Metro Vancouver real estate sales are usually measured by the sale of new and old detached homes plus resales of older condos, apartments and townhouses as listed in the realty industry’s multi-listing service (MLS). But, according to developers and the Canada Mortgage and Housing Corp., MLS doesn’t capture the sales of new condos, usually sold as presales before construction is complete or post-construction by the developer through its own on-site sales centre.

 

And those sales broke records in the first half of this year, according to Fifth Avenue, which analyzed every project under presale.

 

“This is all the stuff that hasn’t been owned before,” said Fifth Avenue developer Scott Brown. “Years ago, 50 or 60 per cent of the units would be sold at the opening of presales and the developer would sell the rest of the units over the months and after completion. 


“Now, more and more people are buying prior to completion.
 The demand for multi-family units is growing and the supply can’t keep up.”

 

Almost 13,000 units were presold across Metro Vancouver in the first half of this year alone, surpassing the total for each of the years between 2010 and 2014, Brown said.

 

From West Vancouver to Aldergrove, the number of presales for the first six months of the year in various multifamily buildings under construction or planning was 53 per cent higher than the same period in 2015.

 

Brown said presales are on track for more than 18,000 units this year and could even hit 20,000 for the first time. 
He said if there’s a downturn in the market for presales in coming years, it will likely be due to a lack of project launches than the effect of the foreigner tax.

In its report, Fifth Avenue listed several projects across Metro Vancouver, noting three sold out in downtown

 

Vancouver in the second quarter, including Addition, at Hornby and Helmcken, The Jervis at Jervis and Davie, and Concord Pacific’s The ARC Sky Collection.

 

An “overwhelming number of these sales are not recorded in MLS data” and don’t make it into MLS sales activity figures, said Fifth Avenue.

 

Robyn Adamache, a senior analyst at CMHC, said the federal housing agency does not record presales, and only records purchases as sales once the building is complete and ready to move into.

She said in July there were only 296 recently completed units for sale across Metro Vancouver, compared with the five-year average of 1,617 available units, confirming Fifth Avenue data. “There’s a very strong demand” for just-built condos, she said.

 

At the end of July, 99 per cent of completed condo units had been sold — compared with a 76-per-cent average over the previous five years — while 89 per cent of brand new townhouses had been sold, compared with the five-year average of 67 per cent, Adamache said.

 

At the same time, according to Fifth Avenue Real Estate Marketing’s second quarter report, there were no brand new units available in completed buildings in downtown Vancouver — from the West End to Chinatown — except for the penthouse at the Private Residences at the Hotel Georgia, coming in at $18 million.

 

Urban Development Institute president Anne McMullin.

Urban Development Institute president Anne McMullin. NICK PROCAYLO / PNG

 

The sales activity is driving up the per-square-foot price at the high end for downtown Vancouver properties to an “unheard-of” $1,700 per square foot, according to Urban Development Institute president Anne McMullin.
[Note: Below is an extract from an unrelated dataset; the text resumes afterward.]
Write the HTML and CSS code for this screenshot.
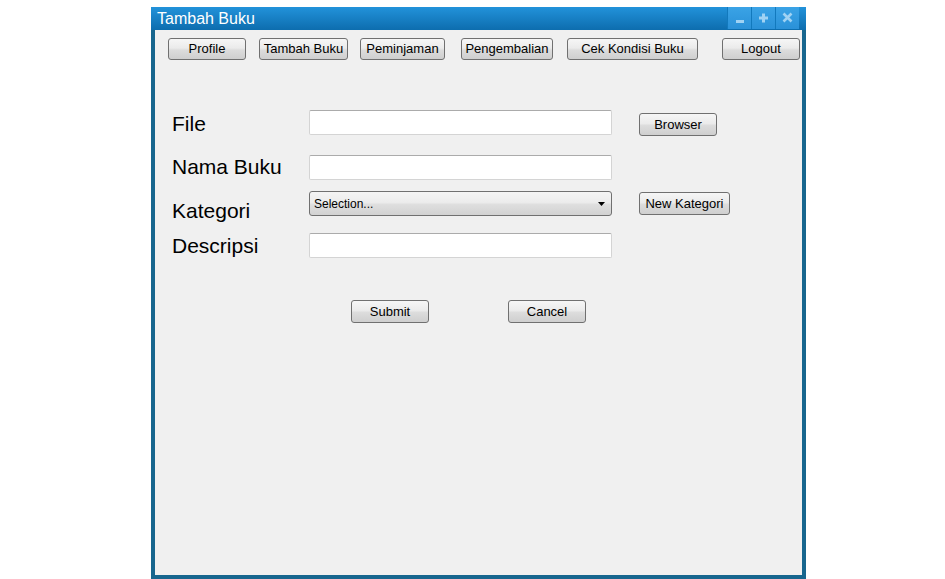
FILE: index.html
```html
<!DOCTYPE html>
<html>
<head>
<meta charset="utf-8">
<title>Tambah Buku</title>
<link rel="stylesheet" href="styles.css">
</head>
<body>
<div class="window">
  <div class="titlebar">
    <span class="title">Tambah Buku</span>
    <div class="controls">
      <span class="ctrl"><svg width="23" height="22" viewBox="0 0 23 22"><rect x="8" y="13" width="8" height="3" fill="#9fd2f3"/></svg></span>
      <span class="ctrl"><svg width="23" height="22" viewBox="0 0 23 22"><rect x="7" y="9.5" width="9" height="3" fill="#9fd2f3"/><rect x="10" y="6.5" width="3" height="9" fill="#9fd2f3"/></svg></span>
      <span class="ctrl"><svg width="23" height="22" viewBox="0 0 23 22"><path d="M7.5 6.5 L15.5 14.5 M15.5 6.5 L7.5 14.5" stroke="#9fd2f3" stroke-width="2.6"/></svg></span>
    </div>
  </div>
  <div class="body">
    <nav class="nav">
      <button class="btn nav-profile">Profile</button>
      <button class="btn nav-tambah">Tambah Buku</button>
      <button class="btn nav-pinjam">Peminjaman</button>
      <button class="btn nav-kembali">Pengembalian</button>
      <button class="btn nav-cek">Cek Kondisi Buku</button>
      <button class="btn nav-logout">Logout</button>
    </nav>
    <form class="form">
      <div class="row row-file">
        <label class="label">File</label>
        <input class="input" type="text">
        <button type="button" class="btn side-btn btn-browser">Browser</button>
      </div>
      <div class="row row-nama">
        <label class="label">Nama Buku</label>
        <input class="input" type="text">
      </div>
      <div class="row row-kategori">
        <label class="label">Kategori</label>
        <div class="select"><span>Selection...</span><svg class="caret" width="7" height="4" viewBox="0 0 7 4"><path d="M0 0 H7 L3.5 4 Z" fill="#000"/></svg></div>
        <button type="button" class="btn side-btn btn-newkat">New Kategori</button>
      </div>
      <div class="row row-desc">
        <label class="label">Descripsi</label>
        <input class="input" type="text">
      </div>
      <div class="actions">
        <button type="button" class="btn btn-submit">Submit</button>
        <button type="button" class="btn btn-cancel">Cancel</button>
      </div>
    </form>
  </div>
</div>
</body>
</html>
```
FILE: styles.css
```css
html, body {
  margin: 0;
  padding: 0;
  background: #ffffff;
}

body {
  font-family: "Liberation Sans", Arial, sans-serif;
}

.window {
  margin: 7px 0 0 151px;
  width: 655px;
  height: 572px;
  background: #17668e;
  display: flex;
  flex-direction: column;
}

.titlebar {
  height: 23px;
  background: linear-gradient(#2292da, #0d6dae);
  display: flex;
  align-items: flex-start;
  justify-content: space-between;
}

.title {
  color: #ffffff;
  font-size: 16px;
  line-height: 23px;
  padding-left: 6px;
}

.controls {
  display: flex;
  margin-right: 7px;
}

.ctrl {
  width: 23px;
  height: 22px;
  background: linear-gradient(#3aa3e6, #2a91d8);
  border-left: 1px solid #1279bd;
  display: block;
}

.ctrl svg {
  display: block;
}

.body {
  flex: 1;
  margin: 0 4px 4px 4px;
  background: #f0f0f0;
}

.btn {
  box-sizing: border-box;
  height: 23px;
  padding: 0;
  border: 1px solid #707070;
  border-radius: 3px;
  background: linear-gradient(#f6f6f6 0%, #ebebeb 45%, #dcdcdc 55%, #cfcfcf 100%);
  font-family: "Liberation Sans", Arial, sans-serif;
  font-size: 13px;
  color: #000;
  line-height: 21px;
  text-align: center;
}

.nav {
  display: flex;
  padding: 8px 0 0 13px;
}

.nav .btn { height: 22px; line-height: 20px; }

.nav-profile { width: 78px; }
.nav-tambah { width: 89px; margin-left: 13px; }
.nav-pinjam { width: 85px; margin-left: 12px; }
.nav-kembali { width: 92px; margin-left: 16px; }
.nav-cek { width: 131px; margin-left: 14px; }
.nav-logout { width: 78px; margin-left: 24px; }

.form {
  margin: 50px 0 0 0;
  padding-left: 17px;
}

.row {
  display: flex;
  align-items: flex-start;
  height: 25px;
}

.row-nama { margin-top: 20px; }
.row-kategori { margin-top: 11px; }
.row-desc { margin-top: 17px; }

.label {
  width: 137px;
  font-size: 21px;
  line-height: 25px;
  color: #000;
}

.row-file .label { margin-top: 1px; }
.row-nama .label { margin-top: -1px; }
.row-kategori .label { margin-top: 7px; }
.row-desc .label { margin-top: 0; }

.input {
  box-sizing: border-box;
  width: 303px;
  height: 25px;
  margin: 0;
  border: 1px solid #d4d4d4;
  border-top-color: #ababab;
  border-radius: 2px;
  background: #ffffff;
  padding: 0 4px;
}

.select {
  box-sizing: border-box;
  width: 303px;
  height: 25px;
  border: 1px solid #707070;
  border-radius: 3px;
  background: linear-gradient(#f4f4f4 0%, #ececec 45%, #dedede 55%, #d2d2d2 100%);
  display: flex;
  align-items: center;
  justify-content: space-between;
  padding: 0 6px 0 4px;
  font-size: 12px;
  color: #000;
}

.caret { display: block; }

.side-btn { margin-left: 27px; }

.btn-browser { width: 78px; margin-top: 3px; }
.btn-newkat { width: 91px; margin-top: 1px; }

.actions {
  display: flex;
  margin-top: 42px;
  padding-left: 179px;
}

.btn-submit { width: 78px; }
.btn-cancel { width: 78px; margin-left: 79px; }
```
That translates to $1.2 million for a 700-square-foot suite.

 

McMullin said the new 24-storey Cardero high rise in Coal Harbour, at Cardero and Georgia streets, sold out in two weeks in July at that price per square foot, well above the average of $1,500-$1,600.

She said MLS shows the market has “softened” since May, before news of the foreigner tax, but added that presales aren’t included in those numbers because they don’t fit the criteria of a sale.

 

“We tried to put the numbers together but because they’re presales and they haven’t closed, it’s apples and oranges,” she said.

The UDI is waiting to see post-tax sales figures to see what effect, if any, the tax will have.

 

“The softening had started already so it will be hard to say if (a further drop) is because of the tax,” McMullin said.

Brown said the quick presales and low remaining inventory shows considerable demand for new multi-family homes is still present.

He estimated that only one per cent of buyers of presales are foreign investors, and said he’s optimistic the

 

“hangover” from the shock of the foreigner tax will start to lighten by the middle of this month.